The problem is I don't know how to convert back from trait to generic T to return the function (get). If you attempt to run the bellow code you'll see an error saying missmatch types (T and Behaviour trait)

error[E0308]: mismatched types
  --> <anon>:44:25
   |
44 |             return Some(&mut *b.borrow());
   |                         ^^^^^^^^^^^^^^^^ expected type parameter, found trait Behaviour
   |
   = note: expected type `&mut T`
              found type `&mut Behaviour + 'a`

How can I accomplish this design? On C++ I could use some reinterpret_cast and it would work.

Thanks for your attention!

Here is a Stackoverflow question dealing with a similar issue: rust - How to get a reference to a concrete type from a trait object? - Stack Overflow
It seems that this is really really unsafe to do. You can't just reinterpret_cast (which is similar to std::mem::transmute in rust) a trait object in rust because it isn't just a pointer. If you try it you get a sizing error from the compiler. You would need to know the memory layout of the trait object to access the data pointer and then transmute the data pointer.

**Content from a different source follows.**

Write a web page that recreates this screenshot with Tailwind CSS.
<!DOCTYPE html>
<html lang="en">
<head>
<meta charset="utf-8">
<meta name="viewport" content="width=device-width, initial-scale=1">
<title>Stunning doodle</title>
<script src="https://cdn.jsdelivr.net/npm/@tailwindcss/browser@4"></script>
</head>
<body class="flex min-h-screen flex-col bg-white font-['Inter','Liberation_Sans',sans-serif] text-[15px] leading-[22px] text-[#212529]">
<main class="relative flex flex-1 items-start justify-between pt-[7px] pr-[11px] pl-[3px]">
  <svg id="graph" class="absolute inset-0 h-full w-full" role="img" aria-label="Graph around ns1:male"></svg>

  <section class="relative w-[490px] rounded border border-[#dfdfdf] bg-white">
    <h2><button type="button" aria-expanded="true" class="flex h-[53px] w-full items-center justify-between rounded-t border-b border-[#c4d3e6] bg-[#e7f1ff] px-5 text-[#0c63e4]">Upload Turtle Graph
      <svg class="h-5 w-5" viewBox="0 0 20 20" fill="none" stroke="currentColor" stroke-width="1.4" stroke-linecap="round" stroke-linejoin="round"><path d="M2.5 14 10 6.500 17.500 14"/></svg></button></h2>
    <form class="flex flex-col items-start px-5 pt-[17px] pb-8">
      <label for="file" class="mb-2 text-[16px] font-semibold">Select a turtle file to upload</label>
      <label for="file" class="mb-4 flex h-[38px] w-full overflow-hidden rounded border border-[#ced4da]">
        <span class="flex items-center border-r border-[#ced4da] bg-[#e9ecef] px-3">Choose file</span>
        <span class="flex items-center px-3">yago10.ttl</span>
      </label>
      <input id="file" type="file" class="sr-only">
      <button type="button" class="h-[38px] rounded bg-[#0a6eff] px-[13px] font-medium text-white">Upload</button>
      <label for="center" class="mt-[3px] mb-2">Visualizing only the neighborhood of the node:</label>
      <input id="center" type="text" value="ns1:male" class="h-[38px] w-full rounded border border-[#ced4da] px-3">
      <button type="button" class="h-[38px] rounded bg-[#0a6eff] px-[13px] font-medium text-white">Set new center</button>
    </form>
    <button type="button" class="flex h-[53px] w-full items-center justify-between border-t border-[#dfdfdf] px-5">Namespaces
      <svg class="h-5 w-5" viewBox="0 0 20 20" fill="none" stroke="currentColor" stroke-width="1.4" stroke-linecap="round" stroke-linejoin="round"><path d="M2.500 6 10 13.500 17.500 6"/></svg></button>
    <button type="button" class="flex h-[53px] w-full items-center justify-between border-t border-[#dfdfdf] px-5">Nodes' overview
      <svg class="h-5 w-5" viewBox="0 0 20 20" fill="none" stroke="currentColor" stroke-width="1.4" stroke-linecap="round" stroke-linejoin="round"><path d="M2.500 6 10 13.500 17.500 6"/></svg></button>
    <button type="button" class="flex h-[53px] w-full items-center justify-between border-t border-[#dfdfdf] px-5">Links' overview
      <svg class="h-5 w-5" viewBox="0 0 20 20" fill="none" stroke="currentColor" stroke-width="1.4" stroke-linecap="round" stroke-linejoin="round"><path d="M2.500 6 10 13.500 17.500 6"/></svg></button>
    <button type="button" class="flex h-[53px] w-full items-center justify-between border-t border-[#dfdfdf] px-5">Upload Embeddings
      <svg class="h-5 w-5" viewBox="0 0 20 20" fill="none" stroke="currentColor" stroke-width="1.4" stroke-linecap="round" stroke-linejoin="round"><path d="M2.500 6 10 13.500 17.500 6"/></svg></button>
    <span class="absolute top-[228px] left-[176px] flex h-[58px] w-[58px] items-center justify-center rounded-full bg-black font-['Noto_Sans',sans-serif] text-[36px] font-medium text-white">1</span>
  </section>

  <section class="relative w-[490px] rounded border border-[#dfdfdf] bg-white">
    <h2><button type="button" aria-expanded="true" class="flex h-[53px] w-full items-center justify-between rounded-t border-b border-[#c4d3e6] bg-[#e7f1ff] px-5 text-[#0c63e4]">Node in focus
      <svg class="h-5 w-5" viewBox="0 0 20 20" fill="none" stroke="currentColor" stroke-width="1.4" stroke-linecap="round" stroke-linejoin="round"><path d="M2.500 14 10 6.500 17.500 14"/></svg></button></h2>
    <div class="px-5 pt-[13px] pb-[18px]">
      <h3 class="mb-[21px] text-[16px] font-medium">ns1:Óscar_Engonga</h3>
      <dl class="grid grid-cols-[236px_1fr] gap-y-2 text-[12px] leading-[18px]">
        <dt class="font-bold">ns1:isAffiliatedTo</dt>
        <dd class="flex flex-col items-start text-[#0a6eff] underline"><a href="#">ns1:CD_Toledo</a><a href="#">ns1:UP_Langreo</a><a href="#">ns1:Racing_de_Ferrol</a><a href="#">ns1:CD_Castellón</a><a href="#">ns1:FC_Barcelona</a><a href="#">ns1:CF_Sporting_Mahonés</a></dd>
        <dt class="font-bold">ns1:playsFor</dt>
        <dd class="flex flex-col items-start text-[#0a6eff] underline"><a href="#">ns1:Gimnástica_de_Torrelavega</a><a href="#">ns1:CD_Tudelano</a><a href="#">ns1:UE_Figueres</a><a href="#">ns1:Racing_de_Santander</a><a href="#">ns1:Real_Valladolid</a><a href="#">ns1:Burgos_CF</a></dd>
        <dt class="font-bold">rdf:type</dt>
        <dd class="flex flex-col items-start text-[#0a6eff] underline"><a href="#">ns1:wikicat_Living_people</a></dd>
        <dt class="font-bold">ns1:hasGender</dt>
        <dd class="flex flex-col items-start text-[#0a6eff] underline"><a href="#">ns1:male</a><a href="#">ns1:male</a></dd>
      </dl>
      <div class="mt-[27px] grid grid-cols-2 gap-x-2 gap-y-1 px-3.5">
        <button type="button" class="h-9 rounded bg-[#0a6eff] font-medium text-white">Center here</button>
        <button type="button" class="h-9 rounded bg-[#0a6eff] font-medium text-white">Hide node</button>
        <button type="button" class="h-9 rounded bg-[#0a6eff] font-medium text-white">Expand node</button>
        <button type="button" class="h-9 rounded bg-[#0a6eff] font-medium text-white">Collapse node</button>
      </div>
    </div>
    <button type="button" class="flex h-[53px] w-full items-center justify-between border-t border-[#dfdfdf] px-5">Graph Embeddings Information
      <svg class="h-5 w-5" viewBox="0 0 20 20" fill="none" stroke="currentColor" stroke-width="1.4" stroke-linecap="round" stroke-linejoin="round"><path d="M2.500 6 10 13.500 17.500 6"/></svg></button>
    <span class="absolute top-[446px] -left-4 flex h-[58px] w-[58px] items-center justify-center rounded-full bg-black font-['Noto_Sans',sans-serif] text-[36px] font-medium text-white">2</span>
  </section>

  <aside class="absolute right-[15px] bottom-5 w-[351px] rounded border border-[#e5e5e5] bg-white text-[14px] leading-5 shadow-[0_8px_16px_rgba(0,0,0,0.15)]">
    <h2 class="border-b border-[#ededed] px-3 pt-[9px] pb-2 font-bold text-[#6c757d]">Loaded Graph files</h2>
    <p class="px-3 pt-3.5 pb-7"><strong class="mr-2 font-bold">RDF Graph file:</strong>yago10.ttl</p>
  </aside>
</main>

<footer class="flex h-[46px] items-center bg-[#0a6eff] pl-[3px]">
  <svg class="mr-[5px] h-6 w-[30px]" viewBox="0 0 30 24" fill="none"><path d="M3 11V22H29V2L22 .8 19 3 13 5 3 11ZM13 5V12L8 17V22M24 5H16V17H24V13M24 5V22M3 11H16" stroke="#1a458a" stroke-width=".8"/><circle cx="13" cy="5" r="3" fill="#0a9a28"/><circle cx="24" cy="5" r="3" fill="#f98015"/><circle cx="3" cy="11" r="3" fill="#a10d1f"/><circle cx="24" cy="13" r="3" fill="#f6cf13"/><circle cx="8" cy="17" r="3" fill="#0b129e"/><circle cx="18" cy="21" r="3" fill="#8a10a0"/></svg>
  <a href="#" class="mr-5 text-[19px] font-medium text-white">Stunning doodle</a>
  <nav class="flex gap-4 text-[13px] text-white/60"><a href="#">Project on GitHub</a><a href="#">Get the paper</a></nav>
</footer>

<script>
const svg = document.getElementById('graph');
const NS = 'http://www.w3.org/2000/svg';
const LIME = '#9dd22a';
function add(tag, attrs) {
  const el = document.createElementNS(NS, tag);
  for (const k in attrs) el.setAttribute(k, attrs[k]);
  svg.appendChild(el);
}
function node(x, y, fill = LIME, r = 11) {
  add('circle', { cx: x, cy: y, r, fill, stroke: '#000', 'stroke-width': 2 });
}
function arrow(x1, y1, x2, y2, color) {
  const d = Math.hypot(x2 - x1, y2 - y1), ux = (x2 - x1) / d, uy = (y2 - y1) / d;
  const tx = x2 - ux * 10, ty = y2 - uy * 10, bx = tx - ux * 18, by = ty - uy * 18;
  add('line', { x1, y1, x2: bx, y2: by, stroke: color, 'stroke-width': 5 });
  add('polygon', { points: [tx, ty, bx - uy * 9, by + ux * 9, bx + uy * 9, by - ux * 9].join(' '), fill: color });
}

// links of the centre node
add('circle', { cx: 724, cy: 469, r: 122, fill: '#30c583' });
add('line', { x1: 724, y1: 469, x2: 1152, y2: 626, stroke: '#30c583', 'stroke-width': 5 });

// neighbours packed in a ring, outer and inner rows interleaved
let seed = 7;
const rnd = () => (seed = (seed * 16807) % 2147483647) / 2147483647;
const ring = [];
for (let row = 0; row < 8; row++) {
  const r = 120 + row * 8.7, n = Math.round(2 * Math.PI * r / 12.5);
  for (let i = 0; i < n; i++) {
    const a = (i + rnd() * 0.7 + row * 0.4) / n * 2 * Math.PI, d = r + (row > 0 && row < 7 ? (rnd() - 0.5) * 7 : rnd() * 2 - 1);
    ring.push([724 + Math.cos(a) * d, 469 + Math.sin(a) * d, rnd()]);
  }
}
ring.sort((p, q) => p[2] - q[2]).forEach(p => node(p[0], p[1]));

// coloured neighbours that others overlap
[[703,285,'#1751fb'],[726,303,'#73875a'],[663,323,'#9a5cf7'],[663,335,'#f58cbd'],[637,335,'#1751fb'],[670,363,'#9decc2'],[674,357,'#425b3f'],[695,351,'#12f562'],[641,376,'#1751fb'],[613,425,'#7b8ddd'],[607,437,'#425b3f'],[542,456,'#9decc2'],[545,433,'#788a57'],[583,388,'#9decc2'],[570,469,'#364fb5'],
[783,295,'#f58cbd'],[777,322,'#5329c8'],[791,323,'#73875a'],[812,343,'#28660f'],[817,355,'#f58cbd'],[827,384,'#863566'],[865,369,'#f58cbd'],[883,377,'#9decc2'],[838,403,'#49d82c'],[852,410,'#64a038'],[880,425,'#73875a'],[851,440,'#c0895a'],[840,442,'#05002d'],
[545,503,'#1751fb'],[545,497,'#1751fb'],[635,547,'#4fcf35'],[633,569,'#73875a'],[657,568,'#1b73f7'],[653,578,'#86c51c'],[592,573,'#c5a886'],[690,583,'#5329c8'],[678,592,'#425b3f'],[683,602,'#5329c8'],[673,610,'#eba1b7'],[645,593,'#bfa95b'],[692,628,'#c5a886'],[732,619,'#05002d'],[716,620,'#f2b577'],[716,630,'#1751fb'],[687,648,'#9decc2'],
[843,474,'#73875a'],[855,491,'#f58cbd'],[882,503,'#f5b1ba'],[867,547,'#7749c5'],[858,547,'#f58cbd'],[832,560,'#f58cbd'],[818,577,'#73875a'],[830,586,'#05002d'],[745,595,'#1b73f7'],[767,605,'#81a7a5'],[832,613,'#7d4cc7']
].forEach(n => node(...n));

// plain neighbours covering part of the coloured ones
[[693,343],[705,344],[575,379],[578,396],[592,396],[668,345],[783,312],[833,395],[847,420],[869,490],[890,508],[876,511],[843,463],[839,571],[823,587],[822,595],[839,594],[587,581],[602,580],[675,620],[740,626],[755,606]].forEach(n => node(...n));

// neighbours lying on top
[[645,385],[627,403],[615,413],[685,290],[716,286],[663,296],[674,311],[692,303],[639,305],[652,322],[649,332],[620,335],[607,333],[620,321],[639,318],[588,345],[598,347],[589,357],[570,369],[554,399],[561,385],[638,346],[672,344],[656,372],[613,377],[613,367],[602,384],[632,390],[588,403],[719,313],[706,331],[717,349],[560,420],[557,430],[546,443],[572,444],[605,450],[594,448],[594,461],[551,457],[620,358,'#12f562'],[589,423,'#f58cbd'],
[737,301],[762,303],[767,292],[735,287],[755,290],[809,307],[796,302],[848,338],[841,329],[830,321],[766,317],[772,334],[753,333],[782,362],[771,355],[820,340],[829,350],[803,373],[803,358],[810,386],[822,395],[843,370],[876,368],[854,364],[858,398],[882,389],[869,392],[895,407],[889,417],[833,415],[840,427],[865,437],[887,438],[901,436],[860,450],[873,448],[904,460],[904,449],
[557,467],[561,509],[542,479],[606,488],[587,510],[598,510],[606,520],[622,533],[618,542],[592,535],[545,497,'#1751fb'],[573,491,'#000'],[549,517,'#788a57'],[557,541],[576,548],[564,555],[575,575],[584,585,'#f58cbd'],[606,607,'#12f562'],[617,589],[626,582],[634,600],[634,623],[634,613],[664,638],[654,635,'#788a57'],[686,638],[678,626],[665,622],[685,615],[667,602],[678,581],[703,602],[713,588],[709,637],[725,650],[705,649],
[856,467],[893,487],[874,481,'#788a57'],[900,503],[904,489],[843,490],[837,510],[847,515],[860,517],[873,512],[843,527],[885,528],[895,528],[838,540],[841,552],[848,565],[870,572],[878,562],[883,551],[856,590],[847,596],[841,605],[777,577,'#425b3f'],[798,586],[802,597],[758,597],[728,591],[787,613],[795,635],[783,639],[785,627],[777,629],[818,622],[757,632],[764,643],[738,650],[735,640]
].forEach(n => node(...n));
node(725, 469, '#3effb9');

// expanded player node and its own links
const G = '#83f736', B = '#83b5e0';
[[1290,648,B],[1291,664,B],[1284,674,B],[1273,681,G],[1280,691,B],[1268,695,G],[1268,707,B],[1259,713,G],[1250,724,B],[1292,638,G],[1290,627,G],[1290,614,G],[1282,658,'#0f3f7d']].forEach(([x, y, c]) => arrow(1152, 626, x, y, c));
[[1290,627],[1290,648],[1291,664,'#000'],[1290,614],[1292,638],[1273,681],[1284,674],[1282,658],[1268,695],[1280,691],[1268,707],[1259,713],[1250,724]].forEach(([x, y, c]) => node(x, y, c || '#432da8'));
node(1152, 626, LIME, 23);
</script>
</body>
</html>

Why do you need to convert back to T? Given that you actually have to know T you could store it directly or use Any to store objects of different structs. I came up with something like the following, though I don't know if it satisfies all use cases.
Anyhow I would rather think about the design again, e.g., if the "names" are a finite set then consider using an enum instead.

trait Behaviour {
    fn name(&self) -> &'static str;
    fn doBehaviour(&self);
}

struct SomeBehaviour;

impl Behaviour for SomeBehaviour {
    fn name(&self) -> &'static str {
        "Some Behaviour"
    }

    fn doBehaviour(&self) {
        println!("Doing something...");
    }
}

struct Container {
    behaviours: Vec<Box<std::any::Any>>,
}

impl Container {
    fn new<T>(main_behaviour: T) -> Container
    where
        T: Behaviour + std::any::Any,
    {
        Container { behaviours: vec![Box::new(main_behaviour)] }
    }

    fn add<T>(&mut self, behaviour: T)
    where
        T: Behaviour + std::any::Any,
    {
        self.behaviours.push(Box::new(behaviour));
    }

    fn get<T: Behaviour + std::any::Any>(&mut self, name: &str) -> Option<& T> {
        if let Some(b) = self.behaviours.iter().find(|b| b.downcast_ref::<T>().map(|x| x.name()) == Some(name)) {
            return b.downcast_ref::<T>();
        }
        None
    }
}

fn main() {
    let mut container = Container::new(SomeBehaviour);
    let someBehaviour = container.get::<SomeBehaviour>("Some Behaviour").unwrap();
    println!("Got behaviour: {}", someBehaviour.name());
}

1 Like

Thanks! That did the trick.